Does leaving a coastal Sussex town make a move more expensive?

It can, because access drives part of the price. Brighton and Hove has controlled parking across much of the city, so a lorry may need a suspended bay booked in advance or it parks streets away, adding a long carry. Narrow lanes in Lewes, Rye and Arundel, seafront flats with stairs or a shared lift in Worthing and Eastbourne, and rural drives on the South Downs can all add cost or need a shuttle van. Tell the surveyor about access at the Sussex end so the quote reflects it.

Should I pack myself to cut the cost of a long-distance move?

Packing yourself is the cheapest option and is fine for sturdy, well-labelled items. The thing to check first is insurance: goods-in-transit cover usually only applies to boxes the removals firm packed itself, so self-packed boxes may not be covered for breakages inside. A sensible middle ground on a long move is part packing, where the crew handle only the fragile items, which protects the things most likely to break on a long drive.

How far ahead should I book a long-distance move out of Sussex?

Book four to six weeks ahead as a minimum so you can gather three quotes and arrange surveys. For a summer move, or one that needs a two-day job and an overnight stay, allow six to eight weeks, because the right vehicle and crew for a long route are harder to slot in at short notice. If you are in a chain, get your written quotes ready early and confirm the date the moment you exchange contracts.

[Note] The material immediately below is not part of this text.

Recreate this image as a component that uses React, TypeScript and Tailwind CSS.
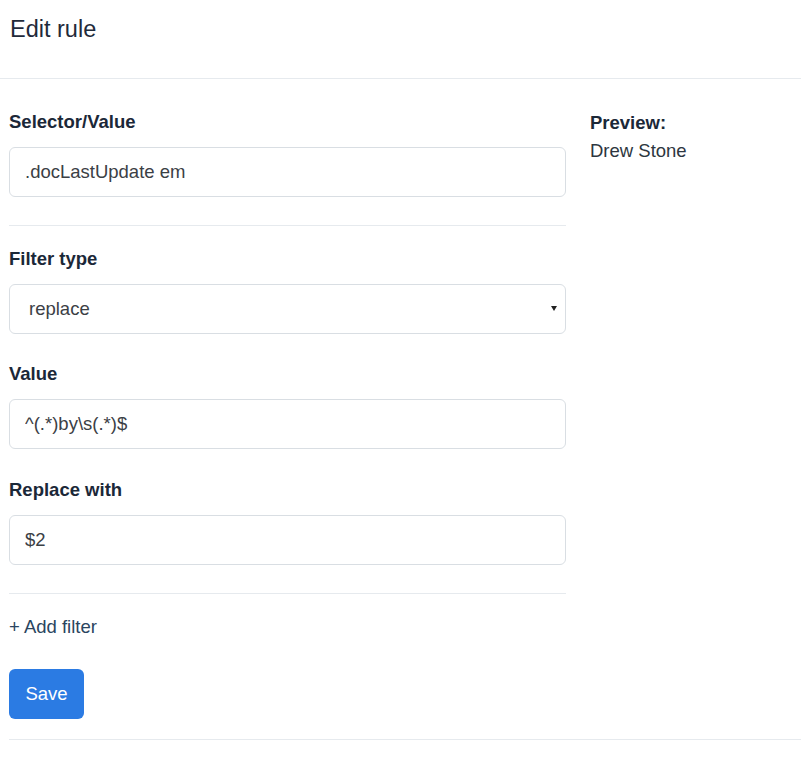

Booking a long move from Sussex with confidence

The headline to take away is simple: on a long-distance move you are buying a journey as much as a day's labour, so the distance band, whether it runs to two days, and how much you actually own decide the price more than anything else. Get three surveyed written quotes, compare them line by line including any overnight and access costs, and ask every firm whether a part-load fits your route. Raise the Sussex access realities up front, from Brighton parking to a South Downs lane, and you will book on a real figure rather than one that grows on the day.